Input token rate limit is 60000 per minute:

In [37]:
# can do this many contracts per minute 
(
    60000 # tokens limit per nute
    /
    400   # conservative guess tokens per contract 
)


150.0

Only allowed to do 60 requests a second. But a single request can "batch" multiple prompts. 

So, 50 times a minute, send 3 contracts. sleep(1.2) between calls. 

In [53]:
# contracts per day
(
    # num contracts per minute
    (
        60000 # tokens per minute
        /
        400   # tokens per contract (if the lenght above is kept)
    )
    *
    60*24 # minutes in a day
) 

216000.0

In [57]:
question = "Output a tab separated list containing two items: the name of the buyer, and the name of the seller."

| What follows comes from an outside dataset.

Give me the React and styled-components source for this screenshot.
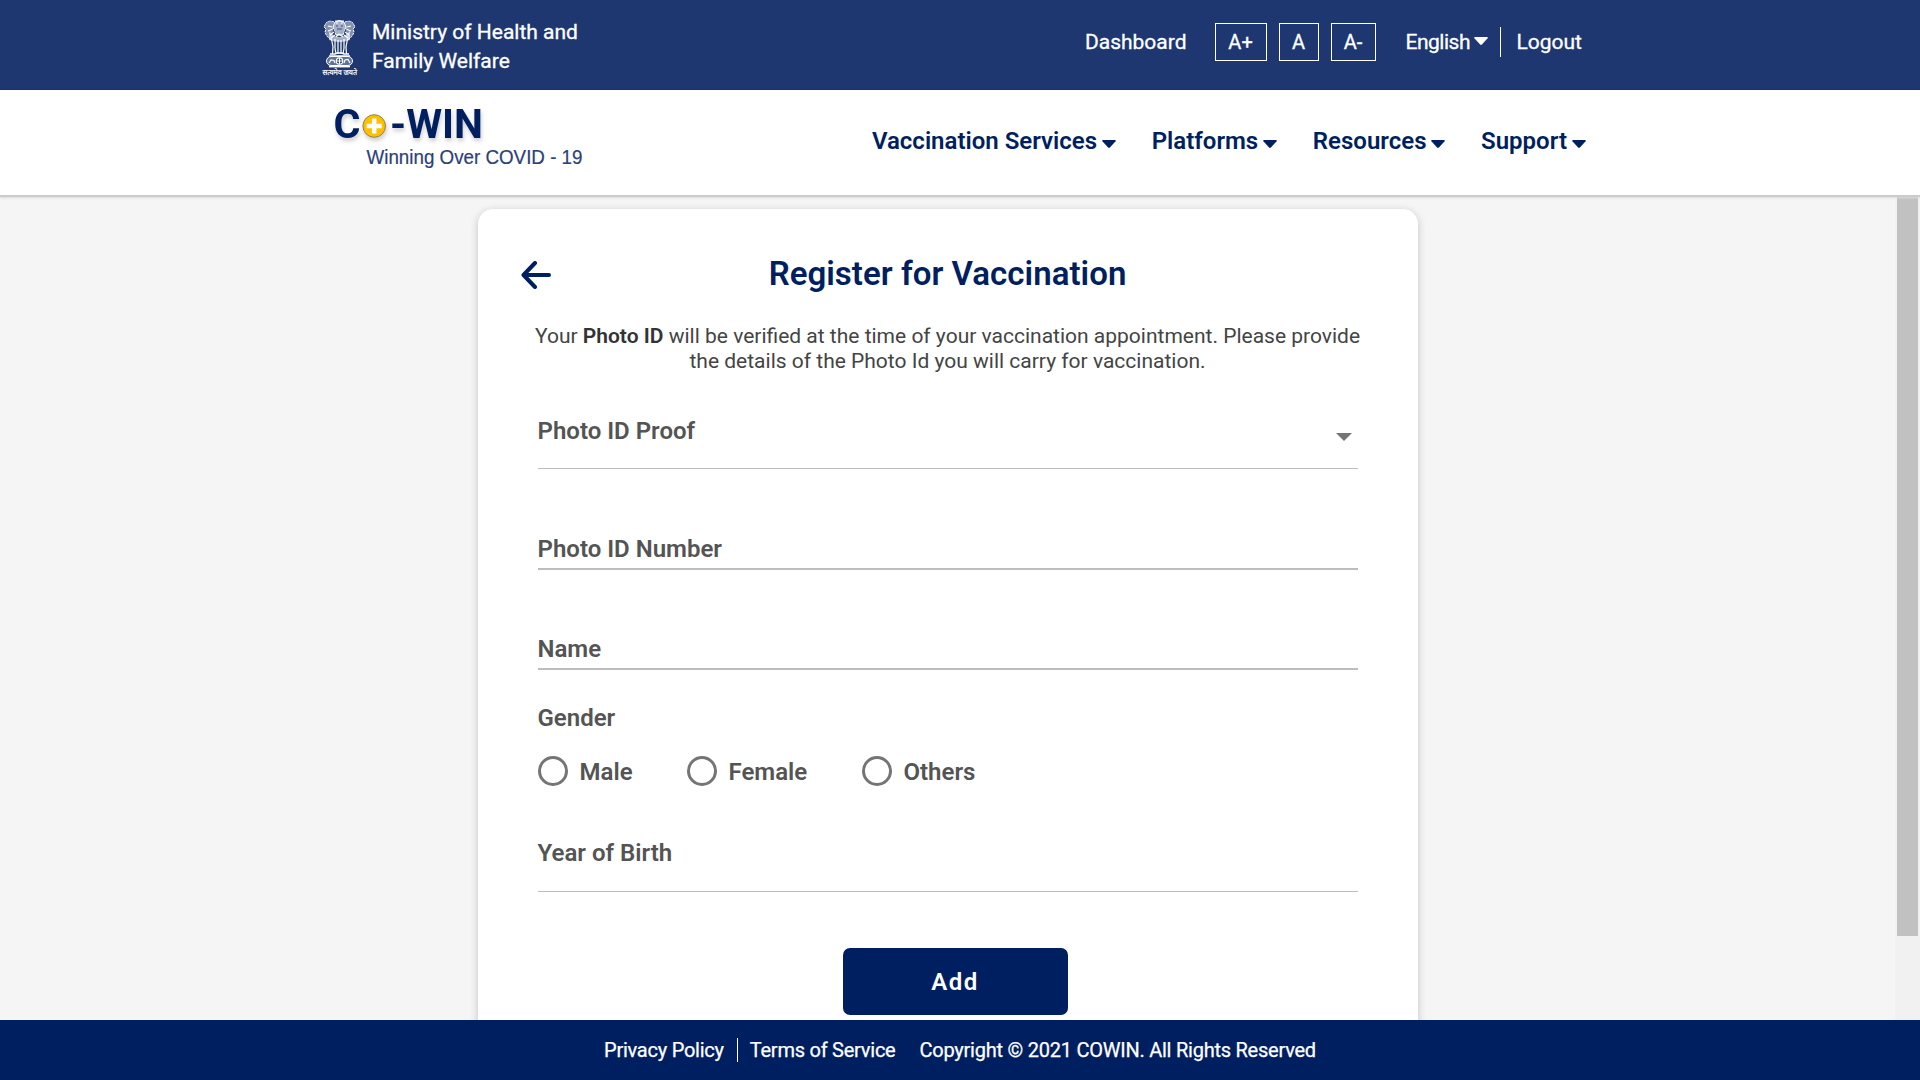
import React from "react";
import styled, { createGlobalStyle } from "styled-components";

const NAVY = "#001f60";

const Global = createGlobalStyle`
  * { box-sizing: border-box; }
  body { margin: 0; background: #f5f5f5; font-family: Roboto, "Noto Sans", sans-serif; overflow: hidden; }
  p, h1 { margin: 0; }
`;

const Page = styled.div`
  display: flex;
  flex-direction: column;
  height: 1080px;
  width: 1920px;
`;

const TopBar = styled.header`
  flex: none;
  height: 90px;
  background: #1e3770;
  border-bottom: 1px solid #1a2f6b;
  color: #fff;
  display: flex;
  justify-content: space-between;
  padding: 0 338px 0 321px;
  font-size: 21px;
  -webkit-text-stroke: 0.3px #fff;
`;

const Ministry = styled.div`
  display: flex;
  gap: 14px;
  padding-top: 17px;
`;

const MinistryName = styled.p`
  font-size: 21px;
  line-height: 29px;
  padding-top: 1px;
  width: 230px;
`;

const Tools = styled.nav`
  display: flex;
  align-items: center;
  height: 84px;
`;

const ToolLink = styled.a`
  line-height: 30px;
  margin-right: ${(p) => p.$gap || 0}px;
  letter-spacing: ${(p) => p.$spacing || 0}px;
`;

const SizeButton = styled.button`
  width: ${(p) => p.$width}px;
  height: 38px;
  padding: 0;
  margin-right: ${(p) => p.$gap}px;
  border: 1px solid #fff;
  background: none;
  color: #fff;
  font: 400 20px Roboto, sans-serif;
`;

const Divider = styled.span`
  width: 1px;
  height: ${(p) => p.$height}px;
  background: #fff;
  margin: 0 ${(p) => p.$right}px 0 ${(p) => p.$left}px;
`;

const BrandBar = styled.div`
  flex: none;
  position: relative;
  z-index: 1;
  height: 105px;
  background: #fff;
  box-shadow: 0 2px 0 #cbcbcb, 0 3px 2px #dcdcdc;
  display: flex;
  justify-content: space-between;
  padding: 0 334px 0 326px;
`;

const MainNav = styled.nav`
  display: flex;
  gap: 35.6px;
  padding-top: 36px;
`;

const NavItem = styled.a`
  display: flex;
  gap: 5px;
  font-size: 24px;
  line-height: 30px;
  font-weight: 600;
  color: ${NAVY};
  svg { margin-top: 14px; }
`;

const Body = styled.div`
  flex: 1;
  min-height: 0;
  display: flex;
  background: #f5f5f5;
`;

const Scroller = styled.main`
  flex: 1;
  overflow: hidden;
  padding-top: 14px;
`;

const Track = styled.div`
  width: 25px;
  background: #f1f1f1;
  padding: 0 2px;
`;

const Thumb = styled.div`
  height: 741px;
  background: #c1c1c1;
`;

const Card = styled.section`
  width: 940px;
  height: 900px;
  margin: 0 auto;
  padding: 44px 60px 0;
  border-radius: 15px;
  background: #fff;
  box-shadow: 0 2px 8px rgba(0, 0, 0, 0.2);
`;

const TitleRow = styled.div`
  display: grid;
  grid-template-columns: 30px 1fr 30px;
  margin: 0 -17px;
  height: 42px;
  svg { margin-top: 8px; }
`;

const Title = styled.h1`
  font-size: 33px;
  line-height: 42px;
  font-weight: 600;
  letter-spacing: 0.04px;
  text-align: center;
  color: ${NAVY};
`;

const Intro = styled.p`
  margin: 29px -10px 0;
  font-size: 21px;
  line-height: 25px;
  text-align: center;
  color: #444;
  b { font-weight: 600; color: #333; }
`;

const Field = styled.div`
  display: flex;
  justify-content: space-between;
  align-items: flex-start;
  height: ${(p) => p.$height}px;
  padding-top: ${(p) => p.$top}px;
  border-bottom: ${(p) => p.$line}px solid #bdbdbd;
  svg { margin: 17px 6px 0 0; }
`;

const Label = styled.label`
  font-size: 24px;
  line-height: 30px;
  font-weight: 600;
  color: #545454;
`;

const GenderTitle = styled.div`
  padding-top: 33px;
  height: 63px;
`;

const Radios = styled.div`
  display: flex;
  margin-top: 23px;
  height: 30px;
`;

const Radio = styled.div`
  display: flex;
  gap: 12px;
  width: ${(p) => p.$width}px;
  label { padding-top: 1px; }
`;

const Circle = styled.span`
  width: 30px;
  height: 30px;
  border: 3px solid #757575;
  border-radius: 50%;
`;

const AddButton = styled.button`
  display: block;
  width: 225px;
  height: 67px;
  margin: 56px 0 0 305px;
  border: 0;
  border-radius: 7px;
  background: ${NAVY};
  color: #fff;
  font: 600 24px Roboto, sans-serif;
  letter-spacing: 1.5px;
`;

const Footer = styled.footer`
  flex: none;
  height: 60px;
  background: ${NAVY};
  color: #fff;
  display: flex;
  align-items: center;
  padding-left: 604px;
  font-size: 20px;
  -webkit-text-stroke: 0.25px #fff;
`;

const FooterText = styled.span`
  letter-spacing: -0.24px;
  white-space: nowrap;
  margin-right: ${(p) => p.$gap || 0}px;
`;

const Caret = ({ w = 14, h = 8, fill = NAVY }) => (
  <svg width={w} height={h} viewBox="0 0 14 8">
    <path d="M1 0h12q1.4 0 .6 1.2L7.9 7.5q-.9.9-1.8 0L.4 1.2Q-.4 0 1 0z" fill={fill} />
  </svg>
);

const LanguageCaret = styled.span`
  display: flex;
  padding-bottom: 3px;
`;

const Emblem = () => (
  <svg width="37" height="68" viewBox="0 0 37 68" fill="none" stroke="#fff">
    <path d="M14 5q4-3 9 0l2 5-3 8h-7l-3-8z" fill="#fff" fillOpacity=".6" strokeWidth="1" />
    <path d="M13 5q-5-2-8 1l-2 4 2 2-1 3q2 6 7 8M24 5q5-2 8 1l2 4-2 2 1 3q-2 6-7 8" fill="#fff" fillOpacity=".45" strokeWidth="1" strokeDasharray="2.500 .8" />
    <path d="M8 14q10 12 21 0v9q-10 4-21 0z" fill="#fff" fillOpacity=".6" stroke="none" />
    <path d="M7 9l4 1M30 9l-4 1M7 14l5-2M30 14l-5-2M9 18l4-3M28 18l-4-3M15 6h2m3 0h2M14 4h9M10 21l4-3M27 21l-4-3M15 20l3-3 4 3" strokeWidth="1.1" />
    <path d="M15 9h2m3 0h2M16 12h5M12 12l2 4M25 12l-2 4" stroke="#1e3770" strokeWidth=".8" />
    <path d="M10.500 22l1.500 8-.5 7M14 22v9l1 6M17 23v14M20 23v14M23 22v9l-1 6M26.500 22L25 30l.5 7" strokeWidth="1.200" />
    <path d="M9 37h5l2-1h5l2 1h5M8 39h21" strokeWidth="1.500" />
    <rect x="5.500" y="39.500" width="26" height="9" rx="4.500" fill="#fff" fillOpacity=".3" />
    <circle cx="18.500" cy="44" r="3.200" fill="#1e3770" strokeWidth="1.200" />
    <path d="M18.500 41v6M15.500 44h6M8 46l2-3 3 .5 1 2.500M23 46l1-3 3-.5 2 3.500" strokeWidth="1.200" />
    <path d="M8 49.500h21" strokeWidth="1.800" />
    <text x="1.500" y="57.500" fontSize="7.500" textLength="34.500" lengthAdjust="spacingAndGlyphs" fill="#fff" stroke="#fff" strokeWidth=".2">सत्यमेव जयते</text>
  </svg>
);

const LogoMark = styled.g`
  filter: drop-shadow(1px 3px 2px rgba(0, 0, 0, 0.2));
`;

const Logo = () => (
  <svg width="270" height="90" viewBox="0 0 270 90">
    <LogoMark>
      <text x="7.500" y="48" fontFamily="Roboto" fontSize="41.500" fontWeight="700" textLength="27" lengthAdjust="spacingAndGlyphs" fill={NAVY}>C</text>
      <circle cx="48.200" cy="36" r="11.300" fill="#ffbf00" stroke="#8d8456" />
      <path d="M48.200 28.500v15M40.700 36h15" stroke="#fff" strokeWidth="4.500" />
      <text x="64" y="48" fontFamily="Roboto" fontSize="41.500" fontWeight="700" textLength="93" lengthAdjust="spacingAndGlyphs" fill={NAVY}>-WIN</text>
    </LogoMark>
    <text x="40.500" y="74.300" fontFamily="Liberation Sans" fontSize="19.500" textLength="216" lengthAdjust="spacingAndGlyphs" fill="#2b4179" stroke="#2b4179" strokeWidth=".2">Winning Over COVID - 19</text>
  </svg>
);

export default function App() {
  return (
    <Page>
      <Global />
      <TopBar>
        <Ministry>
          <Emblem />
          <MinistryName>Ministry of Health and<br />Family Welfare</MinistryName>
        </Ministry>
        <Tools>
          <ToolLink $gap={28}>Dashboard</ToolLink>
          <SizeButton $width={52} $gap={12}>A+</SizeButton>
          <SizeButton $width={40} $gap={12}>A</SizeButton>
          <SizeButton $width={45} $gap={30}>A-</SizeButton>
          <ToolLink $gap={4} $spacing={-0.5}>English</ToolLink>
          <LanguageCaret><Caret w={14} h={8} fill="#fff" /></LanguageCaret>
          <Divider $height={30} $left={12} $right={15.5} />
          <ToolLink>Logout</ToolLink>
        </Tools>
      </TopBar>
      <BrandBar>
        <Logo />
        <MainNav>
          {["Vaccination Services", "Platforms", "Resources", "Support"].map((t) => (
            <NavItem key={t}>{t}<Caret /></NavItem>
          ))}
        </MainNav>
      </BrandBar>
      <Body>
        <Scroller>
          <Card>
            <TitleRow>
              <svg width="30" height="28" viewBox="0 0 30 28" fill="none" stroke={NAVY} strokeWidth="4" strokeLinecap="round" strokeLinejoin="round">
                <path d="M14 2L2.500 14 14 26M3 14h25" />
              </svg>
              <Title>Register for Vaccination</Title>
            </TitleRow>
            <Intro>
              Your <b>Photo ID</b> will be verified at the time of your vaccination appointment. Please provide<br />
              the details of the Photo Id you will carry for vaccination.
            </Intro>
            <Field $height={95} $top={42} $line={1}>
              <Label>Photo ID Proof</Label>
              <svg width="16" height="8" viewBox="0 0 16 8"><path d="M0 0h16L8 8z" fill="#757575" /></svg>
            </Field>
            <Field $height={101} $top={65} $line={2}><Label>Photo ID Number</Label></Field>
            <Field $height={100} $top={64} $line={2}><Label>Name</Label></Field>
            <GenderTitle><Label>Gender</Label></GenderTitle>
            <Radios>
              {[["Male", 149], ["Female", 175], ["Others", 120]].map(([t, w]) => (
                <Radio key={t} $width={w}><Circle /><Label>{t}</Label></Radio>
              ))}
            </Radios>
            <Field $height={106} $top={52} $line={1}><Label>Year of Birth</Label></Field>
            <AddButton>Add</AddButton>
          </Card>
        </Scroller>
        <Track><Thumb /></Track>
      </Body>
      <Footer>
        <FooterText>Privacy Policy</FooterText>
        <Divider $height={24} $left={13} $right={12} />
        <FooterText $gap={24}>Terms of Service</FooterText>
        <FooterText>Copyright © 2021 COWIN. All Rights Reserved</FooterText>
      </Footer>
    </Page>
  );
}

openai.ChatCompletion.create(
  model="gpt-3.5-turbo",
  messages=[
        {"role": "user", "content": f"{sent}\n---\n{question}"},
    ]
)

<OpenAIObject chat.completion id=chatcmpl-6zsvWPEb5epV348uxX6Dau1rfE6G4 at 0x1afae2ca450> JSON: {
  "choices": [
    {
      "finish_reason": "stop",
      "index": 0,
      "message": {
        "content": "Baxter Healthcare Corporation\tCFC International, Inc.",
        "role": "assistant"
      }
    }
  ],
  "created": 1680207166,
  "id": "chatcmpl-6zsvWPEb5epV348uxX6Dau1rfE6G4",
  "model": "gpt-3.5-turbo-0301",
  "object": "chat.completion",
  "usage": {
    "completion_tokens": 10,
    "prompt_tokens": 407,
    "total_tokens": 417
  }
}